ジークの雑録日誌

ゲームや小説 アニメの評論など

MTPL論文(木村 優氏)第3稿を読んで

今回はMTPL論文(木村 優氏)第3稿の批評を行う。

 まず、論文の概要は「租税貨幣論と内生的貨幣供給論に着目して MMT の論旨を数理モデル化し,物価水準の変動のメカニズムを明示化したマクロ経済モデルを提案する」というものである。RBCモデルを基礎とする点は第1稿と変わらない。第1稿からの変更点は以下の通りである。

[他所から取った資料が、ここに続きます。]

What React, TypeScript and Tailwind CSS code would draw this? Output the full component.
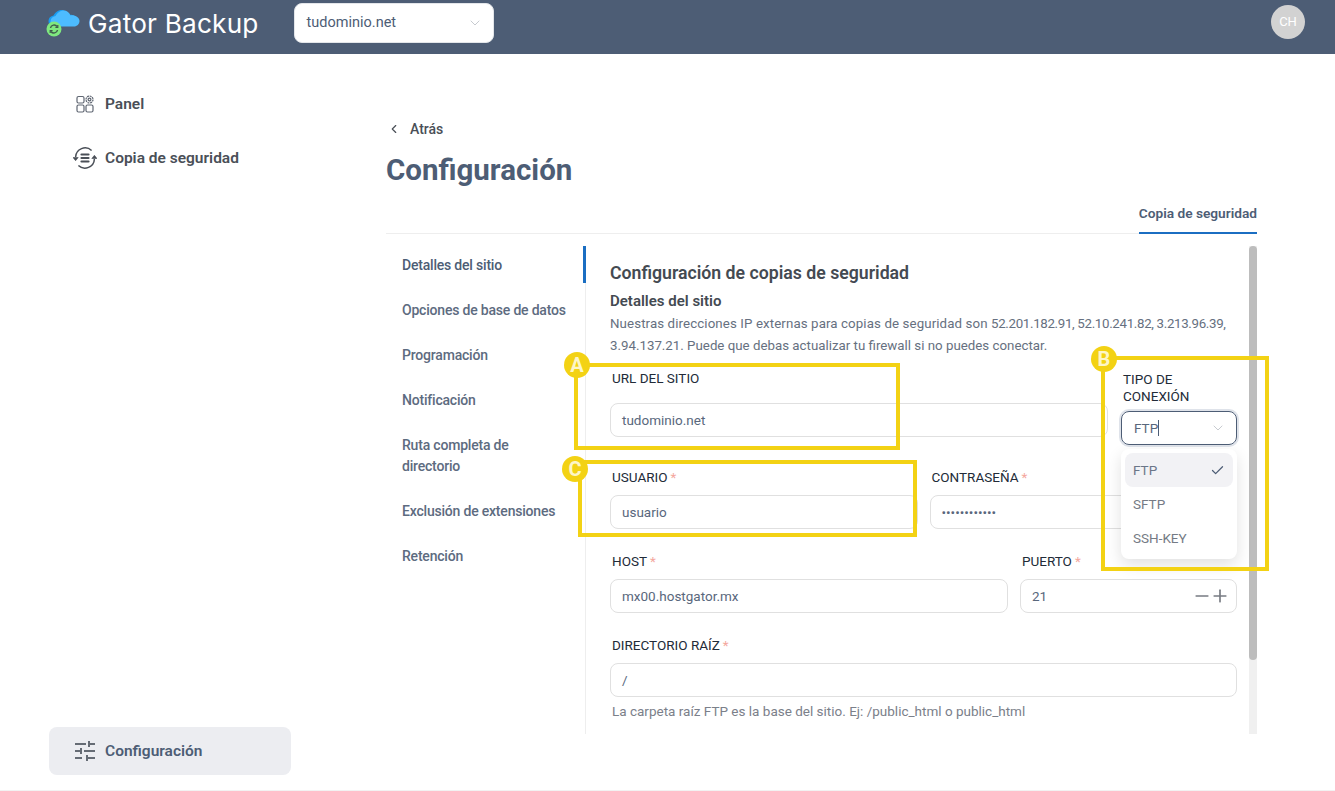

 ①貨幣論に関しての学説変遷史の追加、②定義式及び数理モデルの追加と厳密化の2項目である。前提条件として名目賃金の粘着性(NK学派的仮定)をとりいれたことで第1稿よりも現実的なモデルになっている。粘着性を導入したことでNK学派にも受け入れられやすくなったと考える。

 第3稿では中央銀行の政策ルール、SFCモデルに基づいて租税債権、中央銀行券、国債の定義式あるいは公式を導出し、ミクロ的基礎づけを与えることに成功している。

 ここまでMMTのを論旨をDSGEモデルに組み込んだ論文は氏の他にいない。新規性は極めて高い。

 MMTerは裁量的財政政策の復権だと曲解するかもしれないが、それはMTPLを理解できていない証拠だ。というより静学モデルで理解が止まっているのである。

その意味で日本の政治家や官僚にこのモデルを理解できる人は少ないのではないだろうか。少なくとも 今の財務事務次官や主計局長は動学モデルについてきちんと学んでない。若手政治家の皆さんや若手官僚にこそ読んでほしい論文である。

非常に個人的な感想になってしまうが本モデルを完全に理解したとき、私は氏の才能に敬意と嫉妬という相反する感情が湧き起こった。嫉妬の大半は自らの数学コンプに起因しているので無視してもらって構わない。

 

個人的な要望になりますが査読付き雑誌に掲載されたあと、Rに実装できるようコードを書いてもいいですか。